# REQUIRED TASK
Reproduce the listing below exactly, beginning with its first line and ending with the line that holds "import React from 'react';"; pictures are not part of the copy.

* * *

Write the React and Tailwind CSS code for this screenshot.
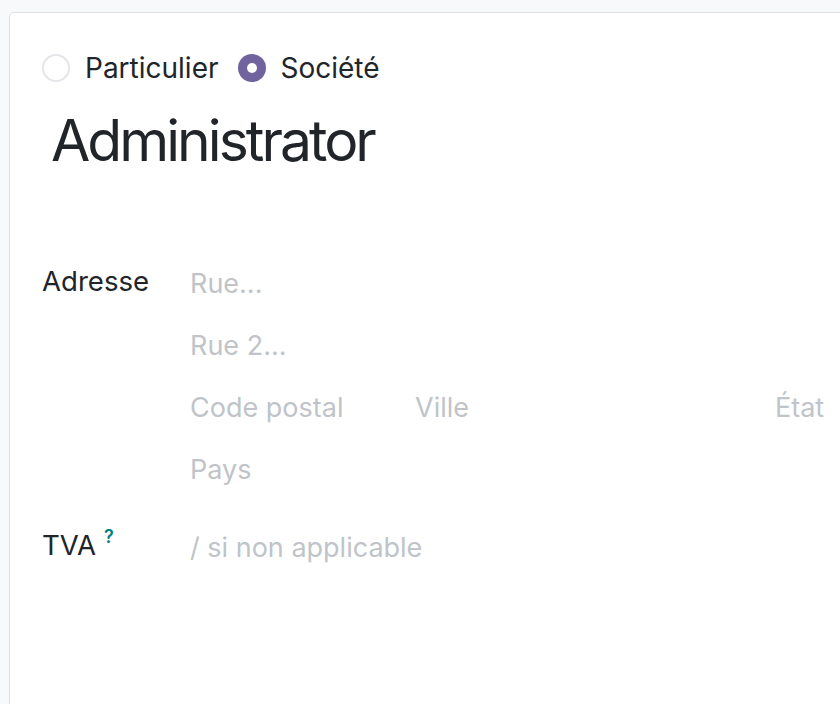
import React from 'react';

function Radio({ checked, label }) {
  return (
    <label className="flex items-center gap-[15px]">
      {checked ? (
        <span className="w-[28px] h-[28px] rounded-full bg-[#71639e] flex items-center justify-center">
          <span className="w-[10px] h-[10px] rounded-full bg-white" />
        </span>
      ) : (
        <span className="w-[28px] h-[28px] rounded-full border-2 border-[#e3e5e8] bg-white" />
      )}
      <span className="text-[28px] text-[#212529]">{label}</span>
    </label>
  );
}

function Placeholder({ children, className = '' }) {
  return <div className={`text-[27px] text-[#c0c4c9] ${className}`}>{children}</div>;
}

export default function App() {
  return (
    <div className="h-[704px] overflow-hidden bg-[#f8f9fa] pl-[9px] pt-[12px] font-['Inter',sans-serif]">
      <div className="w-[900px] h-[760px] bg-white border border-[#dee2e6] rounded-[5px] pl-[32px] pt-[39px]">
        {/* Company type */}
        <div className="flex items-center gap-[19px] h-[32px]">
          <Radio label="Particulier" />
          <Radio checked label="Société" />
        </div>

        {/* Name */}
        <h1 className="mt-[22px] ml-[9px] text-[57px] tracking-[-0.052em] leading-[70px] text-[#212529]">Administrator</h1>

        {/* Address */}
        <div className="mt-[92px] flex">
          <div className="w-[148px] text-[27.6px] text-[#212529] leading-[32px] mt-[-3px]">Adresse</div>
          <div className="flex flex-col">
            <Placeholder className="leading-[32px] h-[62px]">Rue...</Placeholder>
            <Placeholder className="leading-[32px] h-[62px]">Rue 2...</Placeholder>
            <div className="flex h-[62px] leading-[32px]">
              <Placeholder className="w-[225px]">Code postal</Placeholder>
              <Placeholder className="w-[360px]">Ville</Placeholder>
              <Placeholder>État</Placeholder>
            </div>
            <Placeholder className="leading-[32px] h-[62px]">Pays</Placeholder>
          </div>
        </div>

        {/* VAT */}
        <div className="mt-[16px] flex">
          <div className="w-[148px] text-[27.6px] text-[#212529] leading-[32px] mt-[-3px]">
            TVA<sup className="ml-[8px] text-[18px] font-semibold text-[#017e84] top-[-12px]">?</sup>
          </div>
          <Placeholder className="leading-[32px]">/ si non applicable</Placeholder>
        </div>
      </div>
    </div>
  );
}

* * *

# FINAL RESULT
Write the React and Tailwind CSS code for this screenshot.
import React from 'react';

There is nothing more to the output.